When he inevitably exploded (which was often, I was very annoying), no retaliatory target was as appealing as my hair. It was, after all, the thing I seemingly cared most about, and representative of my general stodginess and infuriating nature. If I were a terrorist looking to inflict the most symbolic damage on my annoying eight-year-old self, I would’ve chosen my hair, too. By then, I’d learned how to wet it, comb it, and spray it myself, and spent a considerable amount of time in the bathroom every morning getting every strand just right, so as to be best prepared for my daily regimen
of aggressive pestering. My hair was precious to me.
I don’t remember what I did to piss him off this particular time. We were outside in the middle of summer. I might’ve taken his bike or stepped on his foot or sprayed his back too many times with the water gun I’d gotten for my birthday. But whatever it was, it sent him into a wild-eyed rage. He came at me, I screamed at an octave only birds could hear, he grabbed me by the shoulders and, taking a deep breath, spit the wad of chewing gum he’d been chomping on directly onto my scalp.
Now you’d think, given the amount of hairspray I’d covered it with, that my hair would’ve been protected by a sort of chemical force field, that the gum would’ve hit the hard surface and bounced right off, and I’d have been free to continue my pestering emboldened by my brother’s failed revenge plot. But you’d be fucking wrong. Because of course it didn’t bounce right off. It fucking stuck. Because that’s what gum does.
I figured, at first, that if it had stuck only lightly, I could reach in and pluck it right out, like picking a grape out of a shag carpet. (This is the best metaphor I could think of, and I’m sorry.
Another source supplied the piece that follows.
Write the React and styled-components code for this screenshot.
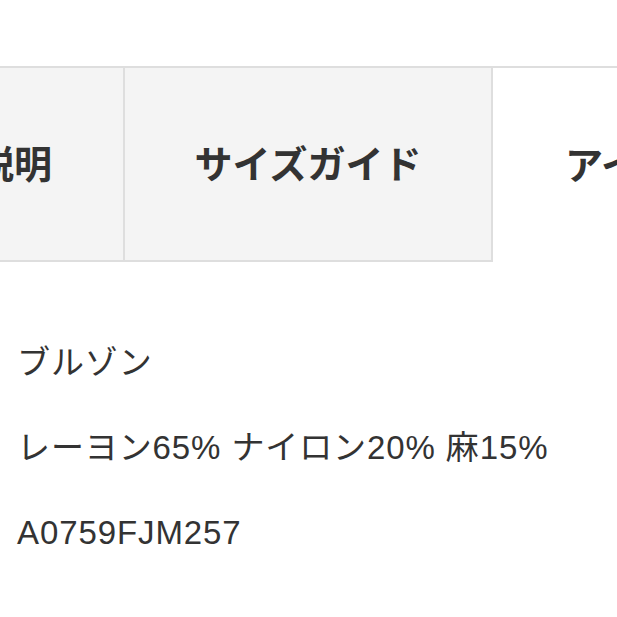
import React from "react";
import styled, { createGlobalStyle } from "styled-components";

const Global = createGlobalStyle`
  html, body { margin: 0; padding: 0; background: #fff; }
  body { font-family: "Noto Sans CJK JP", "Noto Sans", sans-serif; color: #333; }
`;

const Page = styled.div`
  width: 617px;
  height: 617px;
  overflow: hidden;
  padding-top: 66px;
  box-sizing: border-box;
`;

const TabBar = styled.div`
  display: flex;
  margin-left: -243px;
  border-top: 2px solid #dedede;
  height: 196px;
  box-sizing: border-box;
`;

const Tab = styled.div`
  flex: 0 0 368px;
  display: flex;
  align-items: center;
  justify-content: center;
  box-sizing: border-box;
  padding-bottom: 5px;
  font-size: 38px;
  font-weight: 700;
  color: #333;
  background: ${(p) => (p.$active ? "#fff" : "#f4f4f4")};
  border-right: ${(p) => (p.$active ? "none" : "2px solid #dedede")};
  border-bottom: ${(p) => (p.$active ? "none" : "2px solid #dedede")};
`;

const Content = styled.div`
  display: flex;
  flex-direction: column;
  gap: 45px;
  padding: 81px 0 0 17px;
`;

const Line = styled.div`
  font-family: "Liberation Sans", "Noto Sans CJK JP", sans-serif;
  font-size: 33px;
  letter-spacing: 0.9px;
  line-height: 40px;
  color: #333;
  white-space: nowrap;
`;

export default function App() {
  return (
    <>
      <Global />
      <Page>
        <TabBar>
          <Tab>アイテム説明</Tab>
          <Tab>サイズガイド</Tab>
          <Tab $active>アイテム詳細</Tab>
        </TabBar>
        <Content>
          <Line>ブルゾン</Line>
          <Line>レーヨン65% ナイロン20% 麻15%</Line>
          <Line>A0759FJM257</Line>
        </Content>
      </Page>
    </>
  );
}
Backup options included: “like fetching a hard-boiled egg from a patch of weeds,” and “like fishing a piece of orange chicken from a pile of hay.”) Naturally, my attempts to pick it out merely exacerbated the situation, and I ran wailing to my mother, whose own attempts proved even less effective, perhaps because my body was convulsing in dramatic sobs as her fingers spread the gum into more and more clumps. If you’ve ever tried cleaning shit out of a dog’s ass hair, you know exactly what we were dealing with here. Every time you try to wipe, the dog moves, and the shit somehow multiplies, until it has spread into a far larger, even shittier patch of destruction.